Punishments for breaching the law range from six months to two years in prison, depending on the violation.

Meanwhile, the Interfaith Marriage Law — aka the Buddhist Women’s Special Marriage Law — requires Buddhist women and men of other faiths to register their intent to marry with local authorities. Under the law, couples can only marry if there are no objections, with non-Buddhist men facing criminal penalties of up to three years in prison if they are found guilty of violating the law.

Opponents — such as Amnesty International and Human Rights Watch — have highlighted that the measures were enacted with a political purpose after Ma Ba Tha branded Aung San Suu Kyi’s National League for Democracy (NLD) as “Islamists” prior to November’s landmark polls.

The NLD, however, won the election in a landslide, and is now in a position to elect the country’s president when it takes power in March of this year.

This week, human rights lawyer Robert San Aung told Anadolu Agency that the laws will destroy inter-religious harmony in the country.

“I am a Muslim, but I have many Buddhist friends.

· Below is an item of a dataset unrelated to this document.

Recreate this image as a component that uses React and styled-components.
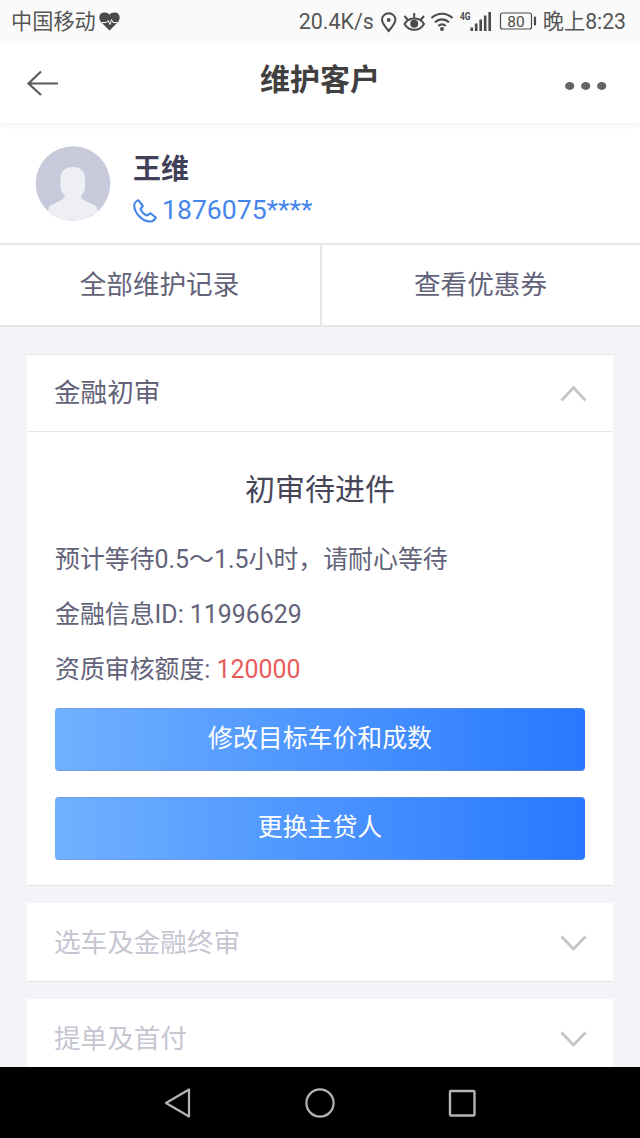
import React from "react";
import styled, { createGlobalStyle } from "styled-components";

const GlobalStyle = createGlobalStyle`
* { box-sizing: border-box; }
body {
margin: 0;
background: #f3f4f7;
font-family: Roboto, "Noto Sans CJK SC", sans-serif;
font-weight: 400;
}
`

const Screen = styled.div`
display: flex;
flex-direction: column;
width: 640px;
height: 1138px;
overflow: hidden;
background: #f3f4f7;
`

const StatusBar = styled.div`
display: flex;
flex: none;
justify-content: space-between;
height: 43px;
padding: 1px 14px 0 11px;
background: #fafafa;
color: #565656;
font-size: 21.2px;
line-height: 44px;
`

const StatusGroup = styled.div`
display: flex;
align-items: center;
height: 42px;
white-space: nowrap;
svg { display: block; flex: none; }
`

const Speed = styled.span`
width: 81px;
font-size: 21.4px;
`

const Clock = styled.span`
margin-left: 5px;
font-size: 21.2px;
`

const Header = styled.header`
display: flex;
flex: none;
align-items: center;
justify-content: space-between;
height: 80px;
padding: 0 33px 0 26px;
background: #fff;
box-shadow: 0 2px 6px rgba(0, 0, 0, 0.06);
z-index: 1;
svg { display: block; }
`

const Title = styled.h1`
margin: 0 0 7px 17px;
color: #404040;
font-size: 30px;
font-weight: 700;
line-height: 40px;
`

const Profile = styled.section`
display: flex;
flex: none;
height: 122px;
padding: 23px 0 0 35px;
border-bottom: 2px solid #e6e7eb;
background: #fff;
`

const ProfileText = styled.div`
margin: 4px 0 0 22px;
`

const Name = styled.div`
color: #404058;
font-size: 28px;
font-weight: 700;
line-height: 40px;
`

const Phone = styled.div`
display: flex;
align-items: center;
gap: 5px;
height: 40px;
color: #4586ec;
font-size: 26.6px;
line-height: 40px;
svg { display: block; margin-top: 2px; }
`

const Tabs = styled.div`
display: grid;
flex: none;
grid-template-columns: 322px 318px;
height: 82px;
border-bottom: 2px solid #e6e7eb;
background: #fff;
`

const Tab = styled.div`
border-right: ${({ $divided }) => ($divided ? "2px solid #e6e7eb" : "none")};
padding-right: 1px;
color: #626279;
font-size: 26.6px;
line-height: 79px;
text-align: center;
`

const Cards = styled.main`
display: flex;
flex: 1;
flex-direction: column;
gap: 17px;
min-height: 0;
padding: 27px 27px 0;
overflow: hidden;
`

const Card = styled.section`
flex: none;
border-top: 1px solid ${({ $open }) => ($open ? "#e8e9ed" : "#fff")};
border-bottom: 1px solid #e0e2e6;
background: #fff;
`

const CardHead = styled.div`
display: flex;
align-items: center;
justify-content: space-between;
height: 77px;
padding: 0 26px 0 27px;
border-bottom: ${({ $open }) => ($open ? "1px solid #e6e7eb" : "none")};
color: ${({ $open }) => ($open ? "#626279" : "#c6c6d1")};
font-size: 26.6px;
line-height: 40px;
svg { display: block; margin-top: 1px; }
`

const CardBody = styled.div`
height: 453px;
padding: 37px 28px 0;
`

const State = styled.h2`
margin: 0 0 21px;
color: #464658;
font-size: 30px;
font-weight: 400;
line-height: 42px;
text-align: center;
`

const Line = styled.p`
margin: 0;
color: #626279;
font-size: 24.9px;
line-height: 55px;
white-space: nowrap;
`

const Amount = styled.span`
color: #e95b5b;
`

const Button = styled.button`
display: block;
width: 100%;
height: 63px;
margin: ${({ $first }) => ($first ? "11px" : "26px")} 0 0;
padding: 0 0 1px;
border: 1px solid rgba(120, 140, 200, 0.45);
border-width: 1px 0;
border-radius: 4px;
background: linear-gradient(90deg, #70b1ff, #2878ff) border-box;
color: #fff;
font-family: inherit;
font-size: 24.9px;
line-height: 56px;
`

const NavBar = styled.nav`
display: flex;
flex: none;
align-items: center;
justify-content: space-between;
height: 71px;
padding: 0 162px;
background: #000;
svg { display: block; }
`

const HeartIcon = () => (
  <svg width="21" height="20" viewBox="0 0 21 20" style={{ marginLeft: 3 }}>
    <path d="M10.5 18.5 2 10C-1.5 5 1 .5 5.5.5c2.300 0 4 .7 5 2 1-1.300 2.700-2 5-2C20 .5 22.500 5 19 10Z" fill="#4b4b4b" />
    <path d="M3 10.500h4.500l1.500-2 2 4 1.500-5 1.500 3H18" fill="none" stroke="#fafafa" strokeWidth="1" />
  </svg>
)

// location, eye, wifi, signal and battery share one row
const StatusIcons = () => (
  <svg width="158" height="42" viewBox="380 0 158 42" fill="none" stroke="#4b4b4b" strokeWidth="2">
    <path d="M388.700 30C384.500 25 382 22 382 18.700a6.700 6.500 0 0 1 13.400 0c0 3.300-2.500 6.300-6.700 11.300Z" />
    <circle cx="388.700" cy="19" r="1.900" fill="#4b4b4b" stroke="none" />
    <path d="M404.500 23c4.500-7.300 15-7.300 19.500 0-4.500 7.700-15 7.700-19.500 0ZM414.200 17v-5M407.500 18.500l-3-3.500M421 18.500l3-3.500" />
    <circle cx="414.200" cy="22.800" r="4" fill="#4b4b4b" stroke="none" />
    <path d="M431.500 17c6-5.700 15-5.700 21 0M435 21.200c4-3.800 10-3.800 14 0M438.300 25c2.300-2 5.200-2 7.500 0" strokeWidth="2.200" />
    <circle cx="442" cy="28" r="2" fill="#4b4b4b" stroke="none" />
    <text x="460" y="19" fill="#4b4b4b" stroke="none" fontFamily="Roboto" fontWeight="700" fontSize="11.500" textLength="10.500" lengthAdjust="spacingAndGlyphs">4G</text>
    <path d="M471.700 30v-3.500M476.200 30v-7.500M480.700 30V18.500M485.200 30V14.500M489.700 30V11" strokeWidth="2.600" />
    <rect x="500.500" y="12" width="31" height="16" rx="2" strokeWidth="1.200" />
    <path d="M535 16.500v7" strokeWidth="2.200" strokeLinecap="round" />
    <text x="516" y="25.500" fill="#4b4b4b" stroke="none" fontFamily="Roboto" fontSize="15.500" textAnchor="middle">80</text>
  </svg>
)

const BackIcon = () => (
  <svg width="32" height="26" viewBox="0 0 32 26" fill="none" stroke="#5a5a5e" strokeWidth="2.200">
    <path d="M15 1.500 2.500 13.500 15 25M2.500 13.500H32" />
  </svg>
)

const MoreIcon = () => (
  <svg width="42" height="10" viewBox="0 0 42 10" fill="#626262" style={{ marginTop: 5 }}>
    <ellipse cx="4.700" cy="5" rx="4.600" ry="3.900" />
    <ellipse cx="20.700" cy="5" rx="4.600" ry="3.900" />
    <ellipse cx="36.700" cy="5" rx="4.600" ry="3.900" />
  </svg>
)

const Avatar = () => (
  <svg width="76" height="76" viewBox="0 0 76 76">
    <circle cx="38" cy="37.500" r="37.300" fill="#c8cadc" />
    <path d="M25.500 32c0-7 5-11 12.300-11S50 25 50 32v8c0 5-2 8-4 10 0 5 9 6 15 10l2 5A37.300 37.300 0 0 1 13 65l1-4c5-5 15-6 16-11-3-3-4.500-6-4.500-10Z" fill="#eeeff4" />
  </svg>
)

const PhoneIcon = () => (
  <svg width="24" height="24" viewBox="0 0 24 24" fill="none" stroke="currentColor" strokeWidth="2.100" strokeLinejoin="round">
    <path d="M5.500 1.300C3.500 1.800 1.200 4 1.200 6.500 1.500 14 9 22.500 17 22.500c2.500 0 4.700-1.500 5.800-4L17.500 14.200l-3.500 2.300C11.500 15.500 8.500 12.500 7.500 9.800L9.800 7Z" />
  </svg>
)

const Chevron = ({ open }) => (
  <svg width="27" height="17" viewBox="0 0 27 17" fill="none" stroke="#c5c5c5" strokeWidth="2.800">
    <path d={open ? "M1.500 15.500 13.500 2.500 25.500 15.500" : "M1.500 1.500 13.500 14 25.500 1.500"} />
  </svg>
)

const App = () => {
  return (
    <>
      <GlobalStyle />
      <Screen>
        <StatusBar>
          <StatusGroup>中国移动<HeartIcon /></StatusGroup>
          <StatusGroup>
            <Speed>20.4K/s</Speed>
            <StatusIcons />
            <Clock>晚上8:23</Clock>
          </StatusGroup>
        </StatusBar>
        <Header>
          <BackIcon />
          <Title>维护客户</Title>
          <MoreIcon />
        </Header>
        <Profile>
          <Avatar />
          <ProfileText>
            <Name>王维</Name>
            <Phone><PhoneIcon />1876075****</Phone>
          </ProfileText>
        </Profile>
        <Tabs>
          <Tab $divided>全部维护记录</Tab>
          <Tab>查看优惠券</Tab>
        </Tabs>
        <Cards>
          <Card $open>
            <CardHead $open>金融初审<Chevron open /></CardHead>
            <CardBody>
              <State>初审待进件</State>
              <Line>预计等待0.5～1.5小时，请耐心等待</Line>
              <Line>金融信息ID: 11996629</Line>
              <Line>资质审核额度: <Amount>120000</Amount></Line>
              <Button $first>修改目标车价和成数</Button>
              <Button>更换主贷人</Button>
            </CardBody>
          </Card>
          <Card><CardHead>选车及金融终审<Chevron /></CardHead></Card>
          <Card><CardHead>提单及首付<Chevron /></CardHead></Card>
        </Cards>
        <NavBar>
          <svg width="30" height="32" viewBox="0 0 30 32" fill="none" stroke="#b4b4b4" strokeWidth="2.200" strokeLinejoin="round">
            <path d="M27 2.500v27L4 16Z" />
          </svg>
          <svg width="30" height="32" viewBox="0 0 30 32" fill="none" stroke="#b4b4b4" strokeWidth="2.200">
            <circle cx="15" cy="16" r="13.600" />
          </svg>
          <svg width="30" height="32" viewBox="0 0 30 32" fill="none" stroke="#b4b4b4" strokeWidth="2.400">
            <rect x="2" y="4" width="24.500" height="24.500" rx="1" />
          </svg>
        </NavBar>
      </Screen>
    </>
  )
}

export default App;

We are like brothers. Together we used to help each other in our religious festivals as well as in our daily routines,” San Aung said.

“These laws are isolating people of different religions and forcing them into a world of misunderstanding.”

Muslims such as Myint Soe say that they are not turning their back on their faith, but his Buddhist wife and he now just want their children to stay out of prison.

“That’s why we want them to have spouses of the same religion,” he said.